● **What needs to be done**
Work through the data line by line, gathering every line that has the word "draws".
● ● ● ● ●
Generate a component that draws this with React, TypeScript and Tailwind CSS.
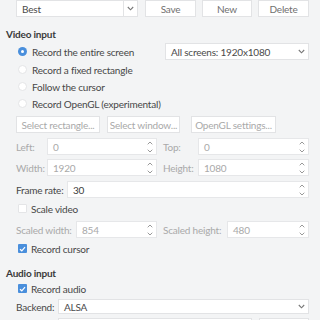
import React from "react";

const Chevron = () => (
  <svg width="7" height="5" viewBox="0 0 7 5">
    <path d="M0.8 1 L3.5 3.8 L6.2 1" fill="none" stroke="#777" strokeWidth="1.1" />
  </svg>
);

const SpinArrows = () => (
  <div className="flex flex-col items-center justify-center gap-[4px] pr-[3px]">
    <svg width="6" height="4" viewBox="0 0 6 4">
      <path d="M0.7 3.3 L3 1 L5.3 3.3" fill="none" stroke="#999" strokeWidth="1" />
    </svg>
    <svg width="6" height="4" viewBox="0 0 6 4">
      <path d="M0.7 0.7 L3 3 L5.3 0.7" fill="none" stroke="#999" strokeWidth="1" />
    </svg>
  </div>
);

function Combo({ text, className = "", sep = false }: { text: string; className?: string; sep?: boolean }) {
  return (
    <div className={`flex h-full items-center justify-between border border-[#e2e3e5] bg-white pl-[5px] ${className}`}>
      <span className="text-[#4a4a4a]">{text}</span>
      <div className={`flex h-full items-center px-[3px] ${sep ? "border-l border-[#e2e3e5]" : ""}`}>
        <Chevron />
      </div>
    </div>
  );
}

function Btn({ text, className = "", dim = false }: { text: string; className?: string; dim?: boolean }) {
  return (
    <div className={`flex h-full items-center justify-center border border-[#e2e3e5] bg-white ${dim ? "text-[#a9a9a9]" : "text-[#707070]"} ${className}`}>
      {text}
    </div>
  );
}

function Spin({ value, className = "", dim = true }: { value: string; className?: string; dim?: boolean }) {
  return (
    <div className={`flex h-full items-center justify-between border border-[#e6e7e9] bg-white pl-[5px] ${className}`}>
      <span className={dim ? "text-[#a9a9a9]" : "text-[#3c3c3c]"}>{value}</span>
      <SpinArrows />
    </div>
  );
}

function Radio({ label, checked = false }: { label: string; checked?: boolean }) {
  return (
    <div className="flex h-[17px] items-center pl-[18px]">
      {checked ? (
        <div className="flex h-[9px] w-[9px] items-center justify-center rounded-full bg-[#4a8fdc]">
          <div className="h-[3px] w-[3px] rounded-full bg-white" />
        </div>
      ) : (
        <div className="h-[9px] w-[9px] rounded-full border border-[#e4e5e7] bg-white" />
      )}
      <span className="ml-[5px] text-[#474747]">{label}</span>
    </div>
  );
}

function Check({ label, checked = false }: { label: string; checked?: boolean }) {
  return (
    <div className="flex h-[17px] items-center pl-[18px]">
      {checked ? (
        <div className="flex h-[9px] w-[9px] items-center justify-center rounded-[1px] bg-[#4a8fdc]">
          <svg width="7" height="6" viewBox="0 0 7 6">
            <path d="M1 3.2 L2.8 4.8 L6 1.2" fill="none" stroke="white" strokeWidth="1.2" />
          </svg>
        </div>
      ) : (
        <div className="h-[9px] w-[9px] rounded-[1px] border border-[#e4e5e7] bg-white" />
      )}
      <span className="ml-[4px] text-[#474747]">{label}</span>
    </div>
  );
}

export default function App() {
  return (
    <div
      className="h-[320px] w-[320px] overflow-hidden whitespace-nowrap bg-[#f3f4f5] text-[10px] leading-none tracking-[-0.2px]"
      style={{ fontFamily: 'Lato, "Noto Sans", sans-serif' }}
    >
      {/* presets */}
      <div className="flex h-[17px] pl-[16px]">
        <Combo text="Best" className="w-[122px]" sep />
        <Btn text="Save" className="ml-[7px] w-[51px]" />
        <Btn text="New" className="ml-[6px] w-[50px]" />
        <Btn text="Delete" className="ml-[6px] w-[51px]" />
      </div>

      <div className="mt-[9px] flex h-[16px] items-center pl-[6px] font-bold text-[#3a3a3a]">Video input</div>

      <div className="mt-[1px] flex h-[17px] items-center">
        <div className="w-[165px]">
          <Radio label="Record the entire screen" checked />
        </div>
        <Combo text="All screens: 1920x1080" className="h-[16px] w-[144px]" />
      </div>
      <div className="mt-[1px]">
        <Radio label="Record a fixed rectangle" />
      </div>
      <Radio label="Follow the cursor" />
      <Radio label="Record OpenGL (experimental)" />

      <div className="mt-[4px] flex h-[17px] pl-[16px]">
        <Btn text="Select rectangle..." dim className="w-[84px]" />
        <Btn text="Select window..." dim className="ml-[7px] w-[73px]" />
        <Btn text="OpenGL settings..." dim className="ml-[11px] w-[85px]" />
      </div>

      <div className="mt-[5px] flex h-[17px] text-[#a9a9a9]">
        <div className="flex w-[163px] items-center pl-[16px]">
          <span className="w-[31px]">Left:</span>
          <Spin value="0" className="w-[110px]" />
        </div>
        <div className="flex items-center">
          <span className="w-[35px]">Top:</span>
          <Spin value="0" className="w-[111px]" />
        </div>
      </div>

      <div className="mt-[4px] flex h-[17px] text-[#a9a9a9]">
        <div className="flex w-[163px] items-center pl-[16px]">
          <span className="w-[31px]">Width:</span>
          <Spin value="1920" className="w-[110px]" />
        </div>
        <div className="flex items-center">
          <span className="w-[35px]">Height:</span>
          <Spin value="1080" className="w-[111px]" />
        </div>
      </div>

      <div className="mt-[5px] flex h-[17px] items-center pl-[16px]">
        <span className="w-[51px] text-[#474747]">Frame rate:</span>
        <Spin value="30" dim={false} className="w-[242px] border-[#dde3ec]" />
      </div>

      <div className="mt-[2px]">
        <Check label="Scale video" />
      </div>

      <div className="mt-[4px] flex h-[17px] text-[#a9a9a9]">
        <div className="flex w-[163px] items-center pl-[16px]">
          <span className="w-[60px]">Scaled width:</span>
          <Spin value="854" className="w-[81px]" />
        </div>
        <div className="flex items-center">
          <span className="w-[64px]">Scaled height:</span>
          <Spin value="480" className="w-[82px]" />
        </div>
      </div>

      <div className="mt-[2px]">
        <Check label="Record cursor" checked />
      </div>

      <div className="mt-[8px] flex h-[15px] items-center pl-[6px] font-bold text-[#3a3a3a]">Audio input</div>

      <Check label="Record audio" checked />

      <div className="mt-[2px] flex h-[15px] items-center pl-[16px]">
        <span className="w-[42px] text-[#474747]">Backend:</span>
        <Combo text="ALSA" className="w-[251px]" />
      </div>

      <div className="mt-[4px] flex h-[17px] pl-[58px]">
        <div className="w-[194px] border border-[#e2e3e5] bg-white" />
        <div className="ml-[7px] w-[50px] border border-[#e2e3e5] bg-white" />
      </div>
    </div>
  );
}
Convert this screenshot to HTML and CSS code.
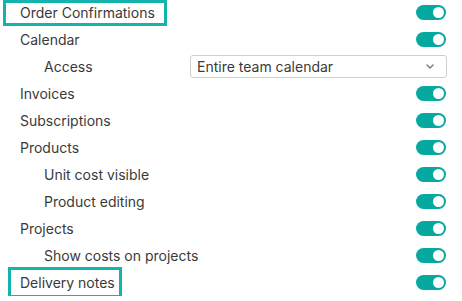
FILE: index.html
```html
<!DOCTYPE html>
<html>
<head>
<meta charset="utf-8">
<link rel="stylesheet" href="styles.css">
</head>
<body>
<div class="list">
  <div class="row">
    <span class="label">Order Confirmations</span>
    <span class="toggle"></span>
    <span class="hl hl-order"></span>
  </div>
  <div class="row">
    <span class="label">Calendar</span>
    <span class="toggle"></span>
  </div>
  <div class="row sub">
    <span class="label">Access</span>
    <div class="select">
      <span>Entire team calendar</span>
      <svg class="chev" width="8" height="5" viewBox="0 0 8 5"><path d="M1 1 L4 4 L7 1" fill="none" stroke="#777" stroke-width="1.4" stroke-linecap="round" stroke-linejoin="round"/></svg>
    </div>
  </div>
  <div class="row">
    <span class="label">Invoices</span>
    <span class="toggle"></span>
  </div>
  <div class="row">
    <span class="label">Subscriptions</span>
    <span class="toggle"></span>
  </div>
  <div class="row">
    <span class="label">Products</span>
    <span class="toggle"></span>
  </div>
  <div class="row sub">
    <span class="label">Unit cost visible</span>
    <span class="toggle"></span>
  </div>
  <div class="row sub">
    <span class="label">Product editing</span>
    <span class="toggle"></span>
  </div>
  <div class="row">
    <span class="label">Projects</span>
    <span class="toggle"></span>
  </div>
  <div class="row sub">
    <span class="label">Show costs on projects</span>
    <span class="toggle"></span>
  </div>
  <div class="row">
    <span class="label">Delivery notes</span>
    <span class="toggle"></span>
    <span class="hl hl-delivery"></span>
  </div>
</div>
</body>
</html>
```

FILE: styles.css
```css
html, body {
  margin: 0;
  padding: 0;
  background: #ffffff;
}
body {
  font-family: "Inter", "Noto Sans", sans-serif;
  font-size: 14px;
  color: #3a3a3a;
}
.list {
  display: flex;
  flex-direction: column;
  margin-top: -1px;
}
.row {
  position: relative;
  height: 27px;
  display: flex;
  align-items: center;
  justify-content: space-between;
  padding: 0 16px 0 20px;
}
.row.sub {
  padding-left: 44px;
}
.label {
  line-height: 17px;
}
.toggle {
  position: relative;
  width: 30px;
  height: 15px;
  border-radius: 8px;
  background: #05a9a0;
  margin-top: -1px;
}
.toggle::after {
  content: "";
  position: absolute;
  right: 2px;
  top: 2px;
  width: 11px;
  height: 11px;
  border-radius: 50%;
  background: #ffffff;
}
.select {
  width: 257px;
  height: 23px;
  box-sizing: border-box;
  border: 1px solid #cfcfcf;
  border-radius: 3px;
  display: flex;
  align-items: center;
  justify-content: space-between;
  padding: 0 12px 0 6px;
  margin-right: -1px;
}
.chev {
  display: block;
}
.hl {
  position: absolute;
  border: 3px solid #14b3ac;
  pointer-events: none;
}
.hl-order {
  left: 3px;
  top: 1px;
  width: 158px;
  height: 20px;
}
.hl-delivery {
  left: 8px;
  top: -2px;
  width: 108px;
  height: 25px;
}
```
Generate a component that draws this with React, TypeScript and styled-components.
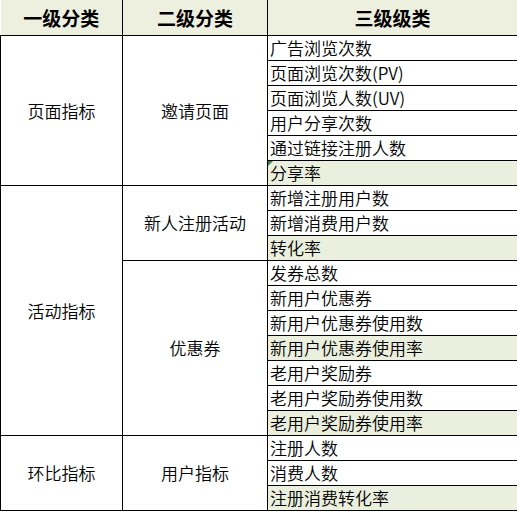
import styled, { createGlobalStyle } from 'styled-components'

const GlobalStyle = createGlobalStyle`
  html, body {
    margin: 0;
    padding: 0;
    background: #ffffff;
  }
  body {
    font-family: "Noto Sans CJK SC", "Microsoft YaHei", "Noto Sans", sans-serif;
    color: #000000;
  }
`

const HEAD_BG = '#edefdf'
const MARK_BG = '#ebf0de'

const Sheet = styled.table`
  width: 517px;
  border-collapse: collapse;
  table-layout: fixed;
`

const HeadRow = styled.tr`
  height: 35px;
`

const HeadCell = styled.th<{ $last?: boolean }>`
  background: ${HEAD_BG};
  font-size: 19px;
  font-weight: 700;
  text-align: center;
  padding: 0;
  border-bottom: 1px solid #000;
  border-right: 1px solid ${(p) => (p.$last ? '#8a8a80' : '#000')};
`

const BodyRow = styled.tr`
  height: 25px;
`

const GroupCell = styled.td`
  border: 1px solid #000;
  font-size: 17px;
  font-weight: 350;
  text-align: center;
  vertical-align: middle;
  padding: 0;
`

const ItemCell = styled.td<{ $mark?: boolean }>`
  position: relative;
  border: 1px solid #000;
  background: ${(p) => (p.$mark ? MARK_BG : '#fff')};
  font-size: 17px;
  font-weight: 350;
  line-height: 23px;
  padding: 0 0 0 2px;
  white-space: nowrap;
  overflow: hidden;
`

const NoteFlag = styled.span`
  position: absolute;
  left: 0;
  top: 0;
  width: 0;
  height: 0;
  border-top: 5px solid #2e8b3e;
  border-right: 5px solid transparent;
`

type Item = { label: string; mark?: boolean; flag?: boolean }
type Sub = { name: string; items: Item[] }
type Group = { name: string; subs: Sub[] }

const groups: Group[] = [
  {
    name: '页面指标',
    subs: [
      {
        name: '邀请页面',
        items: [
          { label: '广告浏览次数' },
          { label: '页面浏览次数(PV)' },
          { label: '页面浏览人数(UV)' },
          { label: '用户分享次数' },
          { label: '通过链接注册人数' },
          { label: '分享率', mark: true, flag: true },
        ],
      },
    ],
  },
  {
    name: '活动指标',
    subs: [
      {
        name: '新人注册活动',
        items: [
          { label: '新增注册用户数' },
          { label: '新增消费用户数' },
          { label: '转化率', mark: true },
        ],
      },
      {
        name: '优惠券',
        items: [
          { label: '发券总数' },
          { label: '新用户优惠券' },
          { label: '新用户优惠券使用数' },
          { label: '新用户优惠券使用率', mark: true },
          { label: '老用户奖励券' },
          { label: '老用户奖励券使用数' },
          { label: '老用户奖励券使用率', mark: true },
        ],
      },
    ],
  },
  {
    name: '环比指标',
    subs: [
      {
        name: '用户指标',
        items: [
          { label: '注册人数' },
          { label: '消费人数' },
          { label: '注册消费转化率', mark: true },
        ],
      },
    ],
  },
]

export default function App() {
  const rows: JSX.Element[] = []
  groups.forEach((g) => {
    const groupSpan = g.subs.reduce((n, s) => n + s.items.length, 0)
    g.subs.forEach((s, si) => {
      s.items.forEach((it, ii) => {
        rows.push(
          <BodyRow key={`${g.name}-${s.name}-${it.label}`}>
            {si === 0 && ii === 0 && (
              <GroupCell rowSpan={groupSpan}>{g.name}</GroupCell>
            )}
            {ii === 0 && <GroupCell rowSpan={s.items.length}>{s.name}</GroupCell>}
            <ItemCell $mark={it.mark}>
              {it.flag && <NoteFlag />}
              {it.label}
            </ItemCell>
          </BodyRow>,
        )
      })
    })
  })

  return (
    <>
      <GlobalStyle />
      <Sheet>
        <colgroup>
          <col style={{ width: 122 }} />
          <col style={{ width: 145 }} />
          <col style={{ width: 250 }} />
        </colgroup>
        <thead>
          <HeadRow>
            <HeadCell>一级分类</HeadCell>
            <HeadCell>二级分类</HeadCell>
            <HeadCell $last>三级级类</HeadCell>
          </HeadRow>
        </thead>
        <tbody>{rows}</tbody>
      </Sheet>
    </>
  )
}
● ● ● ● ●
● **Right answer**
Generate a component that draws this with React, TypeScript and Tailwind CSS.
Generate a component that draws this with React, TypeScript and styled-components.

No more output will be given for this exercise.